Defender a ideia de que este género de conversas e ensinamentos devem estar reservados ao meio familiar é ignorar que nem todas as crianças provêm de espaços e casas seguras, em que existe abertura e confiança suficiente para a sua existência. É ignorar que, não, as crianças não pertencem ao Estado, mas também não são propriedade da família. Não são objetos nem extensões dos progenitores ou parentes que delas cuidam. São, sim, seres próprios, individuais, com sentimentos, emoções e capacidades que os distinguem de meras caixinhas de órgãos e vasos sanguíneos. E é, sim, da responsabilidade do Estado assegurar que estão seguras e conscientes o suficiente para terem vidas decentes, livres do sofrimento que causa o trauma sexual, por mais que o conservadorismo bafiento e problemático que reina em Portugal (e, leia-se, no Mundo) queira manter as crianças numa bolha que não faz mais do que magoá-las.
Assim, devemos exigir educação sexual adequada e programas de prevenção de abusos sexuais eficazes nas nossas escolas.
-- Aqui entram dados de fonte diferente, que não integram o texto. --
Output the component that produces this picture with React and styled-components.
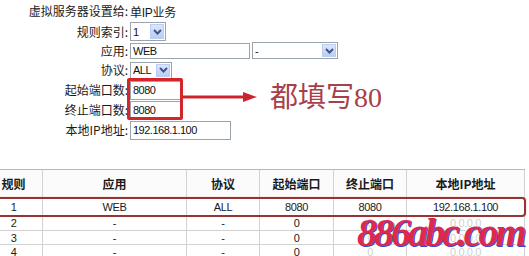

E, claro, dar voz a quem disto melhor compreende. Por mais importantes que sejam os professores de Português, História, Matemática ou Educação Física, não estão treinados para tal. É necessário que os responsáveis por estes programas tenham as qualificações, empatia e paciência necessárias à educação de crianças que, como sabemos, não são sempre os mais fáceis de ensinar. E é necessária também a formação de todos os professores e educadores de qualquer área para que consigam, também eles, avaliar e ajudar os seus alunos da melhor forma possível. Afinal, os alunos do 1.º ciclo, por exemplo, passam muitas vezes mais tempo com professores, educadores, auxiliares e/ou responsáveis de centros de estudos do que com os próprios pais e restantes familiares. São até, muitas vezes, pessoas em quem as crianças confiam mais do que na própria família. Se todos os responsáveis por educação da vida de uma criança abusada souberem reconhecer os sinais e sintomas de abuso sexual, que se manifestam de tantas e tão diferentes formas (dependendo da criança, do meio, da sua educação), não será mais provável a descoberta do caso, respetiva denúncia e acompanhamento da vítima e do processo? Formação adequada a todos os profissionais de educação não facilitaria toda a situação?
Enquanto, como sociedade, preferirmos dar voz a ideólogos (e, diga-se, tudólogos) retrógrados e tradicionalistas (em todos os sentidos pejorativos possíveis que a palavra possa ter) ao invés de pessoas experientes e com conhecimento, corremos o risco de sermos coniventes com casos de abuso sexual. É, no fundo, dizer a todas as vítimas que, enquanto sociedade, não falhámos, que não temos responsabilidade na falta de meios de denúncia e na falta de qualificações dos adultos que as rodeiam e que não viram os sinais.
Crianças ignorantes relativamente ao próprio corpo são crianças caladas quando são abusadas — e é assim que os abusadores as querem.
Crónica de Joana Fernandes.
Licenciada em Línguas e Relações Empresariais pela Universidade de Aveiro, ativista feminista e pelos sobreviventes de violência sexual.
O título desta crónica é uma referência directa ao filme “Spotlight” (2015), realizado por Tom McCarthy.